What needs to be done:
Copy out all the lines in the records that include the word "components".

Provided material:
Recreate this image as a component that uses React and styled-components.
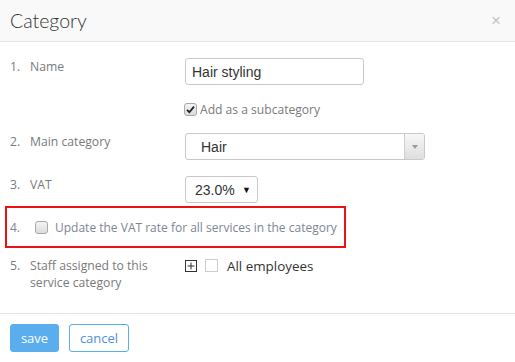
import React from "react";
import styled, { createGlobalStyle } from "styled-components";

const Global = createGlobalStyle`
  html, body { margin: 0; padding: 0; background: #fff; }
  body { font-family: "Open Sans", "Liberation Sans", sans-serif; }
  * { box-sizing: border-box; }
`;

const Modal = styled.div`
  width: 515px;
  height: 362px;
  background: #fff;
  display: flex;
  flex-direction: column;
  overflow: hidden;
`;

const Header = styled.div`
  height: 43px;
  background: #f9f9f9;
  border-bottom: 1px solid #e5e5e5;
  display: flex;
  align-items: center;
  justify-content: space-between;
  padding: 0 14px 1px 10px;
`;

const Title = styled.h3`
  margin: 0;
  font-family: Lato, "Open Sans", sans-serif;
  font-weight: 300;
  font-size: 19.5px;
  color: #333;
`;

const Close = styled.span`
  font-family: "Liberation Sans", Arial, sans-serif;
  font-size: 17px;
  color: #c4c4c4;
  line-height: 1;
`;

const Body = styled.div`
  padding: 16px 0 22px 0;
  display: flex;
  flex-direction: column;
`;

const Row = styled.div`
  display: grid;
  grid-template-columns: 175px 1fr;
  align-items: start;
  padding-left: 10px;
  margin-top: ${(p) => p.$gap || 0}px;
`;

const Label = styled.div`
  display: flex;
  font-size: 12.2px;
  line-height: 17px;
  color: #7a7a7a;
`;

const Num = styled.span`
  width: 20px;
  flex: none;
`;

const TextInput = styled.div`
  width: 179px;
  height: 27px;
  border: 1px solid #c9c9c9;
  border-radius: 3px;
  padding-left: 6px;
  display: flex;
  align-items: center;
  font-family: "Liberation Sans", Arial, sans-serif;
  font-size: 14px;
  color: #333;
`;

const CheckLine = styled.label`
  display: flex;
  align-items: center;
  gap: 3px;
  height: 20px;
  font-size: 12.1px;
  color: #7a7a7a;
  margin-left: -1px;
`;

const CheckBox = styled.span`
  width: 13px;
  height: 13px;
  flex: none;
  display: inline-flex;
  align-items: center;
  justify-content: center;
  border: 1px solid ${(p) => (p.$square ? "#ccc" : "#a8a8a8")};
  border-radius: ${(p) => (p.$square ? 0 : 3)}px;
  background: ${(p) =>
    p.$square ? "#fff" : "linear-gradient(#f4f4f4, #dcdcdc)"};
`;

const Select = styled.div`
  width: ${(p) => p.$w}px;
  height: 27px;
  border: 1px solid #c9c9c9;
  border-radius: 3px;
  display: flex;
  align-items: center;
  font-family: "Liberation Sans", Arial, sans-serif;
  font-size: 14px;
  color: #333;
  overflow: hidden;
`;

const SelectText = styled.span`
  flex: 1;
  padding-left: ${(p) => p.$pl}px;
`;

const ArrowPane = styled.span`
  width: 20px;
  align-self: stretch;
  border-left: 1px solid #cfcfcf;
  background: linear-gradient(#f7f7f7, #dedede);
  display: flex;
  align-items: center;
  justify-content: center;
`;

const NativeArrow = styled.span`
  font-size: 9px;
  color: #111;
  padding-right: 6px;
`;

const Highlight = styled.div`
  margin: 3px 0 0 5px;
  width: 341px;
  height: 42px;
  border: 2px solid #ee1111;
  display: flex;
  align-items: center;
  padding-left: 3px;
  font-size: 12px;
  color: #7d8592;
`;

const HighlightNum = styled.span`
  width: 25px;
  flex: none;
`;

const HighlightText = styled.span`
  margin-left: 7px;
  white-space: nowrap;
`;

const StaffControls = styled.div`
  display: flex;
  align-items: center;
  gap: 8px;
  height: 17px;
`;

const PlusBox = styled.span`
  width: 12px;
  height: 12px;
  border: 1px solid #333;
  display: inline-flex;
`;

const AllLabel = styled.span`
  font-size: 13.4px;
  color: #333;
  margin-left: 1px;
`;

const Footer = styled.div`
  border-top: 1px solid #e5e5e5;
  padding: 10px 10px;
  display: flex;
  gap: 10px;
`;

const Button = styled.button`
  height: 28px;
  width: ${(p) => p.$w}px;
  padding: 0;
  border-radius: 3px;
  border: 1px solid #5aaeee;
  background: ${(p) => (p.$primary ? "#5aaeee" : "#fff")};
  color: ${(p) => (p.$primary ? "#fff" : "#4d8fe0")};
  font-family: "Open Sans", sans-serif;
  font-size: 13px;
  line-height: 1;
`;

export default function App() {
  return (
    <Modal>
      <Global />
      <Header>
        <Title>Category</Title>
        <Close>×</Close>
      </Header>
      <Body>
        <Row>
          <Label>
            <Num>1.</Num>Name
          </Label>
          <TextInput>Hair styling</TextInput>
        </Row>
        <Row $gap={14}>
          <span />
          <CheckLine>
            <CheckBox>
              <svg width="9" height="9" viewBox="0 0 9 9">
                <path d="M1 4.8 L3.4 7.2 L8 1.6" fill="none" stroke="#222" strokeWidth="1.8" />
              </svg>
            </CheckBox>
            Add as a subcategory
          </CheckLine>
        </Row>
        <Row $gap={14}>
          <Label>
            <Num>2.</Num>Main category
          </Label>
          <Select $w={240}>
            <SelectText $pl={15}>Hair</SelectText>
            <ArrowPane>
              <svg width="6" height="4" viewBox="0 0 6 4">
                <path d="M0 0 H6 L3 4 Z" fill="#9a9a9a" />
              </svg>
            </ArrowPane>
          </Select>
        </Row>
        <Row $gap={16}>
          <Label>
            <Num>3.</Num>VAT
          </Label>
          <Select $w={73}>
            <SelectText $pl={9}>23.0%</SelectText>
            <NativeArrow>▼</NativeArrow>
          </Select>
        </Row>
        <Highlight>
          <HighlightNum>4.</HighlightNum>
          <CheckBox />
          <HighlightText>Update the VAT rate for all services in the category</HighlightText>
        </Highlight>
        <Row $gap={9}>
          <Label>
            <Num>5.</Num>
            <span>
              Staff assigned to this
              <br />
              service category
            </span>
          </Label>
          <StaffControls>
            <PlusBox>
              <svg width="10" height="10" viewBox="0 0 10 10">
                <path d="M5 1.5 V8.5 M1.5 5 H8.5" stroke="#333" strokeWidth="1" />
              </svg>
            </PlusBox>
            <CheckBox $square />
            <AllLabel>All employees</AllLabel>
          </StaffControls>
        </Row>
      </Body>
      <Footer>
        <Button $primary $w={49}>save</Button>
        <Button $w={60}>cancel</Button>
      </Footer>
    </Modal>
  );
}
---
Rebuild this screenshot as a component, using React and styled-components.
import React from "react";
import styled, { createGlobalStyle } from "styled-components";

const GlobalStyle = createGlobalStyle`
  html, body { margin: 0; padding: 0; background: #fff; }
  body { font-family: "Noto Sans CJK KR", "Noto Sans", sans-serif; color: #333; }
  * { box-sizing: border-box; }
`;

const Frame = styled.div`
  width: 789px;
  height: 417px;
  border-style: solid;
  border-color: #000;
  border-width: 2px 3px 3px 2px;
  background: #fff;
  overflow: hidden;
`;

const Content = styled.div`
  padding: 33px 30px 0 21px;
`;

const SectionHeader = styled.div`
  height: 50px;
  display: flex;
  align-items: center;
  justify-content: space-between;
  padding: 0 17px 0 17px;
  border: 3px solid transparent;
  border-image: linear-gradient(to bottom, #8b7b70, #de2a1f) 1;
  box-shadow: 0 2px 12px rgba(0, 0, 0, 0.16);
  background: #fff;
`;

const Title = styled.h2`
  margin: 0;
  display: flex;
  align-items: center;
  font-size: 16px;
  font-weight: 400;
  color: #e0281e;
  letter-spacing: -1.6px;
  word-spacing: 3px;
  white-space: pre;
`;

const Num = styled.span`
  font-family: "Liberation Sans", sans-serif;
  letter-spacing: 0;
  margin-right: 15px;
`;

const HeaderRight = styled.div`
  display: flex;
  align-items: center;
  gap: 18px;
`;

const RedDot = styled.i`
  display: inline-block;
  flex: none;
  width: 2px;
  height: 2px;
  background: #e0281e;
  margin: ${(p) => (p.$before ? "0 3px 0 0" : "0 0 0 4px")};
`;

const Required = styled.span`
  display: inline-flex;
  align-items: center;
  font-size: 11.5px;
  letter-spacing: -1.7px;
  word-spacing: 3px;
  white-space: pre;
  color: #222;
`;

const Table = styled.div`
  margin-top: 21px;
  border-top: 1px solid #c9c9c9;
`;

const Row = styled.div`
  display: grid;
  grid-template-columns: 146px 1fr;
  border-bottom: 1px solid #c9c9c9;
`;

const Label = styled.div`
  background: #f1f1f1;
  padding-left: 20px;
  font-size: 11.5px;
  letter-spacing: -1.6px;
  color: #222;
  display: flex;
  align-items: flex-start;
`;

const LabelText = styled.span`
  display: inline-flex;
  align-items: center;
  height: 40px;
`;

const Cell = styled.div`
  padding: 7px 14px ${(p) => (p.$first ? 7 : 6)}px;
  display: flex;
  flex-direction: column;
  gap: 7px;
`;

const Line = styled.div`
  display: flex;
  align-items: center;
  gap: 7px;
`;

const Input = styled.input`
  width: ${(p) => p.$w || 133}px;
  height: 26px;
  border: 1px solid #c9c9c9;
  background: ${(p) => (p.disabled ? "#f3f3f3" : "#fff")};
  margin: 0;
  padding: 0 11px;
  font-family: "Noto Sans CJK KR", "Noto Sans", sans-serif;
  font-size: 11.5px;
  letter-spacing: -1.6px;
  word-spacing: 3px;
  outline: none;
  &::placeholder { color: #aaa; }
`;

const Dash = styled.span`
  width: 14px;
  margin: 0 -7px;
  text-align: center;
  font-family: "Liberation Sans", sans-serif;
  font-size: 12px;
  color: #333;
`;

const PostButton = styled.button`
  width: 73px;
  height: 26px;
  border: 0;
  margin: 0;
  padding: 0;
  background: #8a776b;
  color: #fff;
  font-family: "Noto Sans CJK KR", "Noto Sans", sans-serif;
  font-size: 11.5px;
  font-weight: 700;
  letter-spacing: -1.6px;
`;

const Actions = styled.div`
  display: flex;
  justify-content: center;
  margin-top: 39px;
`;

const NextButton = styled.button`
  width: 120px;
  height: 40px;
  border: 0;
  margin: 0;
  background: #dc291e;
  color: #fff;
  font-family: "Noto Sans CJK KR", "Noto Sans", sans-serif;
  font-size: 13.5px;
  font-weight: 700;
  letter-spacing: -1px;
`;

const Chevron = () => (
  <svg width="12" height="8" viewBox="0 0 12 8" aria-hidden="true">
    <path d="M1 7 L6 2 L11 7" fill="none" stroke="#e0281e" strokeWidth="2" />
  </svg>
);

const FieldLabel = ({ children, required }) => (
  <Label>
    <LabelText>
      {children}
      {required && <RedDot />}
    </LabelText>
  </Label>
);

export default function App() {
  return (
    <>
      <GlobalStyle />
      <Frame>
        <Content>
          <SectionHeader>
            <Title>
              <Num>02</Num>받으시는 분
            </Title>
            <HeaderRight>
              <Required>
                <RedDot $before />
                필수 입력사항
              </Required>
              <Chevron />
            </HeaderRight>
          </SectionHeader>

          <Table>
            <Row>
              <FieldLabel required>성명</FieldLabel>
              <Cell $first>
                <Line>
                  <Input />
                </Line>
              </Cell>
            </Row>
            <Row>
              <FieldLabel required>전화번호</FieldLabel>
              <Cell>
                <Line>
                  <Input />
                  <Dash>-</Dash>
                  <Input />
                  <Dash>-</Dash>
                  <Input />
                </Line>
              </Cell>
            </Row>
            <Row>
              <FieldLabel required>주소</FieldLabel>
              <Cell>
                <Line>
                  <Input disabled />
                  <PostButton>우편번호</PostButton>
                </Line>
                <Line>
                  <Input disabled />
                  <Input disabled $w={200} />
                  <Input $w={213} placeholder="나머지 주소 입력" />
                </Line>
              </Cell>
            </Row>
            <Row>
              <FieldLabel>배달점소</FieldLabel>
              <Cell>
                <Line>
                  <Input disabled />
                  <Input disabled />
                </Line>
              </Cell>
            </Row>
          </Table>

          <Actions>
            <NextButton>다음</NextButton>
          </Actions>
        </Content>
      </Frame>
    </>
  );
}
* * *
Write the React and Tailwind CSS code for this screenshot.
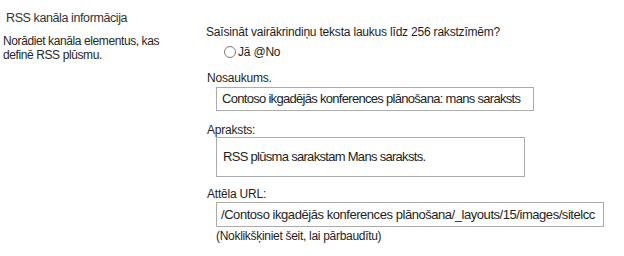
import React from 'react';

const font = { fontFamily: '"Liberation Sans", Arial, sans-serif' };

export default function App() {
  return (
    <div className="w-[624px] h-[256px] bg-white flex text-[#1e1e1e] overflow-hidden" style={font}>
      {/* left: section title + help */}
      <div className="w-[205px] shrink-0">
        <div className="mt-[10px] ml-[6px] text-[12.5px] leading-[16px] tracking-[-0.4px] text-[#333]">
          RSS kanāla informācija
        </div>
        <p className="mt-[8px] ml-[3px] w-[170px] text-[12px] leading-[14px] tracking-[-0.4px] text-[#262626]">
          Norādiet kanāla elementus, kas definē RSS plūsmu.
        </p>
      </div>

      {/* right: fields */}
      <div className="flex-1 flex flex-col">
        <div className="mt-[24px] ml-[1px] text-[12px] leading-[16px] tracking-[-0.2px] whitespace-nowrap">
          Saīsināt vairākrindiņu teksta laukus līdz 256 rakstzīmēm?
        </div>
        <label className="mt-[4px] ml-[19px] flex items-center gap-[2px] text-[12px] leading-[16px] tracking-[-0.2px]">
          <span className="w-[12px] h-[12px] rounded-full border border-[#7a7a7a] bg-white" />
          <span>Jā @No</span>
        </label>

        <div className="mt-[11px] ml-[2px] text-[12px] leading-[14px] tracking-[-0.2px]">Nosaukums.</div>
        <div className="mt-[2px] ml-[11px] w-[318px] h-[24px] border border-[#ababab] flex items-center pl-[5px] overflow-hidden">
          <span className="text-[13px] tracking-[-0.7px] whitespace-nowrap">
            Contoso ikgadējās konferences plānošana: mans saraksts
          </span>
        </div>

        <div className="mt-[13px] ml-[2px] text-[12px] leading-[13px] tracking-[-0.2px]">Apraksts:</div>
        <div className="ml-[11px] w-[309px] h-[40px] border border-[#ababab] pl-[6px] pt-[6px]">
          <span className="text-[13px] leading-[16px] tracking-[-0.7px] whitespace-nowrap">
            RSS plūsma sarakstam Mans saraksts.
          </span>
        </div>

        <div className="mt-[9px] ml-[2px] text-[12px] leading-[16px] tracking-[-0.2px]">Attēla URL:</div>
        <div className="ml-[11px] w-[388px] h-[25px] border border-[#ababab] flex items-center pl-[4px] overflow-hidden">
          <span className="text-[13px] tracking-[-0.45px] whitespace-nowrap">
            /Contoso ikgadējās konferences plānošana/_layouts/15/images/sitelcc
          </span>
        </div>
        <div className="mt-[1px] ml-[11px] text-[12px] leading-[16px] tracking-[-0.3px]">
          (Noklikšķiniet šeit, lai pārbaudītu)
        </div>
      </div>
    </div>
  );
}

Finished exercise:
Recreate this image as a component that uses React and styled-components.
import styled, { createGlobalStyle } from "styled-components";
Rebuild this screenshot as a component, using React and styled-components.
import styled, { createGlobalStyle } from "styled-components";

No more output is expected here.